Task description: The exercise asks you to copy every line below in which "React" appears.

Material:
>> START

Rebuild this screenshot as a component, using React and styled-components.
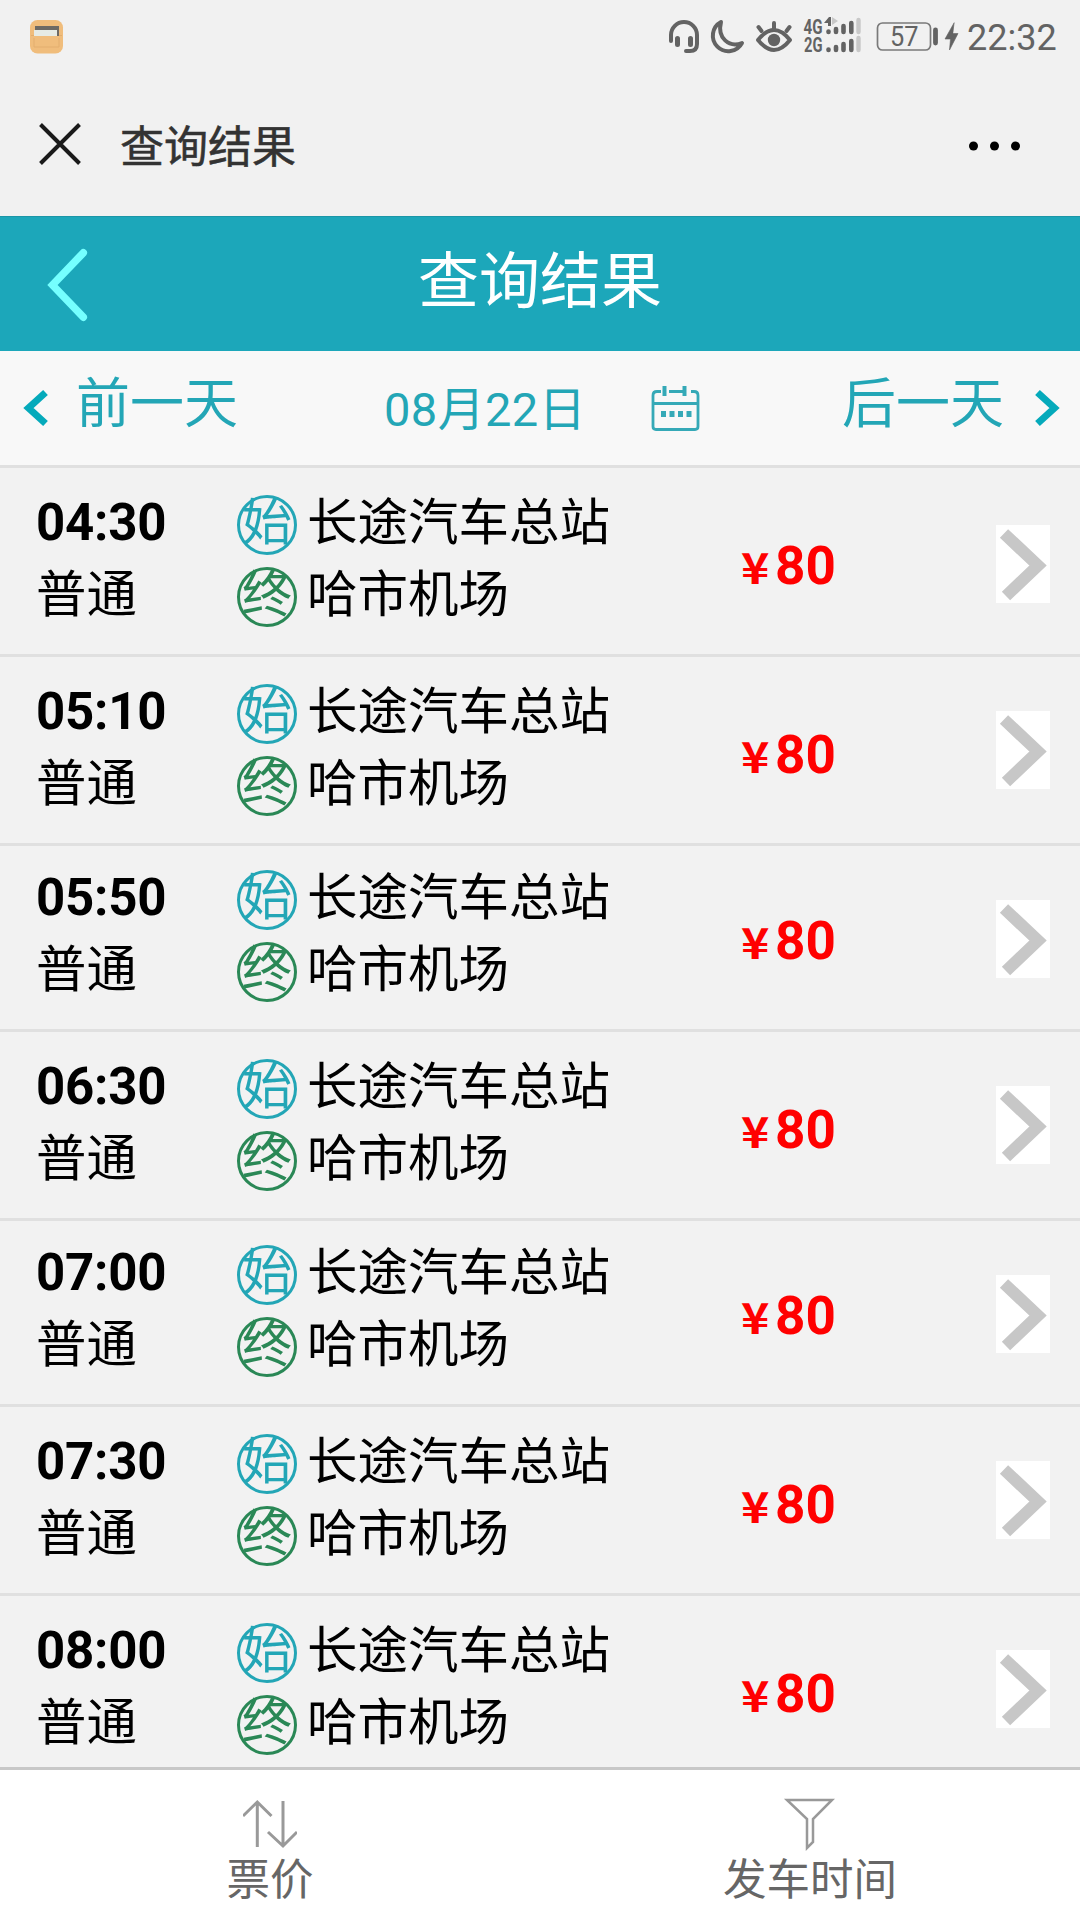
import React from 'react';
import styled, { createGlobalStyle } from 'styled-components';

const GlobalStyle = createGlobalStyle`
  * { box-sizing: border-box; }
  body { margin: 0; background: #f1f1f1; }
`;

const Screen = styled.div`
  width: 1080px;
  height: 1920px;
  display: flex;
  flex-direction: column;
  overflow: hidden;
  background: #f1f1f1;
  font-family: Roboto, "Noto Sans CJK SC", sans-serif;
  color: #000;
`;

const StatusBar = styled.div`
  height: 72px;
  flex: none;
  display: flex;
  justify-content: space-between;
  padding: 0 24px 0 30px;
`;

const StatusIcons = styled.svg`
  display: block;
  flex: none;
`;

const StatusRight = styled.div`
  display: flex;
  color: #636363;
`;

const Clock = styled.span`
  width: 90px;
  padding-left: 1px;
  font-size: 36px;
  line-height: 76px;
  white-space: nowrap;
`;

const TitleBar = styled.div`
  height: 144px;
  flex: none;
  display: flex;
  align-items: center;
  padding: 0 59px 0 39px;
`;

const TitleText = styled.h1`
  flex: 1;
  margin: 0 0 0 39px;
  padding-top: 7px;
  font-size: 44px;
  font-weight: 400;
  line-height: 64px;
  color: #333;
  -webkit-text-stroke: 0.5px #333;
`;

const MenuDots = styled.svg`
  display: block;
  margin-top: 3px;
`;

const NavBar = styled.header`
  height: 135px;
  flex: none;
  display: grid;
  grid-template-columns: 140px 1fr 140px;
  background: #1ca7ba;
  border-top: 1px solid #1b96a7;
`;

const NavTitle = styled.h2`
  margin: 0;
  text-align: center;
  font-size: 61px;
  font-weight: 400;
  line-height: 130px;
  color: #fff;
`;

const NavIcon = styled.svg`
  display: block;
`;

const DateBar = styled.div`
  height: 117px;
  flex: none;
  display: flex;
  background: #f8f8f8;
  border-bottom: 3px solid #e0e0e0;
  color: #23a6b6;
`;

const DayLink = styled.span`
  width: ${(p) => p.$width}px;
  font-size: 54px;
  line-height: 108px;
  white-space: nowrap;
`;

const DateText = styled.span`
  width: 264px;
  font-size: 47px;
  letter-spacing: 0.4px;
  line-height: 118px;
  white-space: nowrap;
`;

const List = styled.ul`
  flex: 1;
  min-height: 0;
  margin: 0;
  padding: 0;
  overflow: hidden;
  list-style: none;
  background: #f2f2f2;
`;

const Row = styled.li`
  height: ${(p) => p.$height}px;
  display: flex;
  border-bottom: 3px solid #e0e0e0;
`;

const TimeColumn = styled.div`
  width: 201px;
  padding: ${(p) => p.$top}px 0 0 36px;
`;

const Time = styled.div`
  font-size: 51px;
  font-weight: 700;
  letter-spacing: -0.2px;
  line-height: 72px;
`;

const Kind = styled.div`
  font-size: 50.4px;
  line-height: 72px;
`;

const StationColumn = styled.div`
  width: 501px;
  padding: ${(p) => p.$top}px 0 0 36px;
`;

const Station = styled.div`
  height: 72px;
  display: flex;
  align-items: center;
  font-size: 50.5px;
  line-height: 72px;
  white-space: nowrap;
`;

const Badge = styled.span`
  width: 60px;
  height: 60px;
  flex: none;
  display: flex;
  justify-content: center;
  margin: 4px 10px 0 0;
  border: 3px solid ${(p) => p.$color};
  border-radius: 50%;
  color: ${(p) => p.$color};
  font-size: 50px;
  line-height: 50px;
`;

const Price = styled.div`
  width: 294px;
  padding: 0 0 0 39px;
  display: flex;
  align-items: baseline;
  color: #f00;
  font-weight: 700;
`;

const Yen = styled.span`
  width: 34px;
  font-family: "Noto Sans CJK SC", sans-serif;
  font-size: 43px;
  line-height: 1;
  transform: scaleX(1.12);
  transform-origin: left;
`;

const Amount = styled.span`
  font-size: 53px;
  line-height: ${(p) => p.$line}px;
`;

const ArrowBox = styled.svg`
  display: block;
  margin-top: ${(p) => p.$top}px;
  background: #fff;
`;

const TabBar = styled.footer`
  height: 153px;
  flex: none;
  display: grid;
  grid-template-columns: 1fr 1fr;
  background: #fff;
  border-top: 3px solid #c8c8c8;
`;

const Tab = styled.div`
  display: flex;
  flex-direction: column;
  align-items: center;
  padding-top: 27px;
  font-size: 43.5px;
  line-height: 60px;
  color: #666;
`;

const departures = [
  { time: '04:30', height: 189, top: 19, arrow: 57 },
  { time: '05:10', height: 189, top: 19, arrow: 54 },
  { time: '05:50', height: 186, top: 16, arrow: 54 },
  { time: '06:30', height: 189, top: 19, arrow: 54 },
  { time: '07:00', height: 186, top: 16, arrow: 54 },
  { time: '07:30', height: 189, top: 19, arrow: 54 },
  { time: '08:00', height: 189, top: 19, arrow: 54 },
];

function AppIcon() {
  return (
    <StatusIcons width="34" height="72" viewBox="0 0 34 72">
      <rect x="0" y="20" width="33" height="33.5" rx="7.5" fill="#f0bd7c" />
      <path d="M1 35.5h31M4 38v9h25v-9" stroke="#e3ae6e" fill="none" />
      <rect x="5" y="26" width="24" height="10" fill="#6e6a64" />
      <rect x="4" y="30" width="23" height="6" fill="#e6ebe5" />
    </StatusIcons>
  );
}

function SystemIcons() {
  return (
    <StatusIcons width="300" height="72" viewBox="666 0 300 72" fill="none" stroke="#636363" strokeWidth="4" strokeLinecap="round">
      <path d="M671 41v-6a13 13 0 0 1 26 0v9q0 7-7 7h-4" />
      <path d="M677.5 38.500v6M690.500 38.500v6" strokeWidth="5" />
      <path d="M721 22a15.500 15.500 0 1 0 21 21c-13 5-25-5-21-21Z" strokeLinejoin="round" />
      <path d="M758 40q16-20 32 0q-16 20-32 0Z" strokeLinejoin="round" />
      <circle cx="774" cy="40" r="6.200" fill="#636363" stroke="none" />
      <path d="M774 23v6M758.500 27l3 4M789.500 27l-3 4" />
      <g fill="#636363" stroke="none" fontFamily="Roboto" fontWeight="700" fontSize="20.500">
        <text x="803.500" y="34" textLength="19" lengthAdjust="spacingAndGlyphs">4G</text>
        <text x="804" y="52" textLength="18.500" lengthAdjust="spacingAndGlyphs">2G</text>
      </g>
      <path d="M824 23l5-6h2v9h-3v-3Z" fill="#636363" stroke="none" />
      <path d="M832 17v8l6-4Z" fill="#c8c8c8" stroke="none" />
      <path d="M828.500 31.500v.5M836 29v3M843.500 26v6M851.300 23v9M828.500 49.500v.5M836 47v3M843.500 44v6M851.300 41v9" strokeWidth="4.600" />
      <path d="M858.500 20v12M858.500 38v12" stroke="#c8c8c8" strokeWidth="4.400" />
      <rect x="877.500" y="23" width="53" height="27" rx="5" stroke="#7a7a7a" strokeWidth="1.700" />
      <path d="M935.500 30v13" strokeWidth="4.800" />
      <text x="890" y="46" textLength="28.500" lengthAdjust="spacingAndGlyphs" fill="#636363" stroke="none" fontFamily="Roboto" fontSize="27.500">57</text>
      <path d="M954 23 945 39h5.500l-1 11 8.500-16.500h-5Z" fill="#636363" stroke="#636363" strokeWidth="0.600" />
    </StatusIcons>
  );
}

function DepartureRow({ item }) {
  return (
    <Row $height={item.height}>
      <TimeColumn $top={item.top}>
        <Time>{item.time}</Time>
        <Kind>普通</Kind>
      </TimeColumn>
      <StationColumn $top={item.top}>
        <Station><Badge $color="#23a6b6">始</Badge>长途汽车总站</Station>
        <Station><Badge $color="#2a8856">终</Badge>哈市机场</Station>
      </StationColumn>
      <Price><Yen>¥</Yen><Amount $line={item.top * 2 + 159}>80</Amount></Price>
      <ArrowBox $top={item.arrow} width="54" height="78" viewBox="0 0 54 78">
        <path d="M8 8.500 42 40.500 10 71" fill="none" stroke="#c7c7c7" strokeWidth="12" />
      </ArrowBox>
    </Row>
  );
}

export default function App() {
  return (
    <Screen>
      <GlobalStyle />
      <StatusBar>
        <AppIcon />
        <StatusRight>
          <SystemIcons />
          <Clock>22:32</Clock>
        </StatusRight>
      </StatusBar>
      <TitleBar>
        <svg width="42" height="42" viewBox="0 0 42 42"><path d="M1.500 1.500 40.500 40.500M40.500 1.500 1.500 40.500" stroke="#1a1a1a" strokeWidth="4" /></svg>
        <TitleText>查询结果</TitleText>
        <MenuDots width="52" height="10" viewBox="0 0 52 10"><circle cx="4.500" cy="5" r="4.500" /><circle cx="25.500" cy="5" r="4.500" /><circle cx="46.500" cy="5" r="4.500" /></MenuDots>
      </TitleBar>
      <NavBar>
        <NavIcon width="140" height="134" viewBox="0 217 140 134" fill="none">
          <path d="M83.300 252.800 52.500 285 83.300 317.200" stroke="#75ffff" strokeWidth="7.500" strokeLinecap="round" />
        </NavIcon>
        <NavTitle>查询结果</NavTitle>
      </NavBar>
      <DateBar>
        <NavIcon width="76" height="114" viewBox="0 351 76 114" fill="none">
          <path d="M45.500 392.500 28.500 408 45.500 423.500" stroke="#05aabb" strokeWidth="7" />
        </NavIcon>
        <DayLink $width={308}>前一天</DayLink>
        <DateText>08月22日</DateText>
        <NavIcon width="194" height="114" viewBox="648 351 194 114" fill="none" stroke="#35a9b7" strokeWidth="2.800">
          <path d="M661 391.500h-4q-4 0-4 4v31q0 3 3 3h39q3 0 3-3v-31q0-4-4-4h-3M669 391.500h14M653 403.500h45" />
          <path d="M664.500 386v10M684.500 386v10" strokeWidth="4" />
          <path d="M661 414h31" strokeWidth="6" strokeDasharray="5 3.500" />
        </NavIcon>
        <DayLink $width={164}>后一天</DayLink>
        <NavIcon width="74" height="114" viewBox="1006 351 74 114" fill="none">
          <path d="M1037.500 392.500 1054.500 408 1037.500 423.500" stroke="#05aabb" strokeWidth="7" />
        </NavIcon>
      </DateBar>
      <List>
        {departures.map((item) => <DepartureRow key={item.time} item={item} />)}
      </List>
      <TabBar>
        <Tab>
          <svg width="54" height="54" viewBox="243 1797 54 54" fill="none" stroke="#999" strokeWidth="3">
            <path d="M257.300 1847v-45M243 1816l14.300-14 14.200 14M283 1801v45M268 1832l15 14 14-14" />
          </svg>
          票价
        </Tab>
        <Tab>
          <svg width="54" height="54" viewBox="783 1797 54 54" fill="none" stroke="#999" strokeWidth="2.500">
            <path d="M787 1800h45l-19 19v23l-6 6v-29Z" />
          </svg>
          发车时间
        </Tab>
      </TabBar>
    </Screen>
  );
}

>> END

Problem solution:
Rebuild this screenshot as a component, using React and styled-components.
import React from 'react';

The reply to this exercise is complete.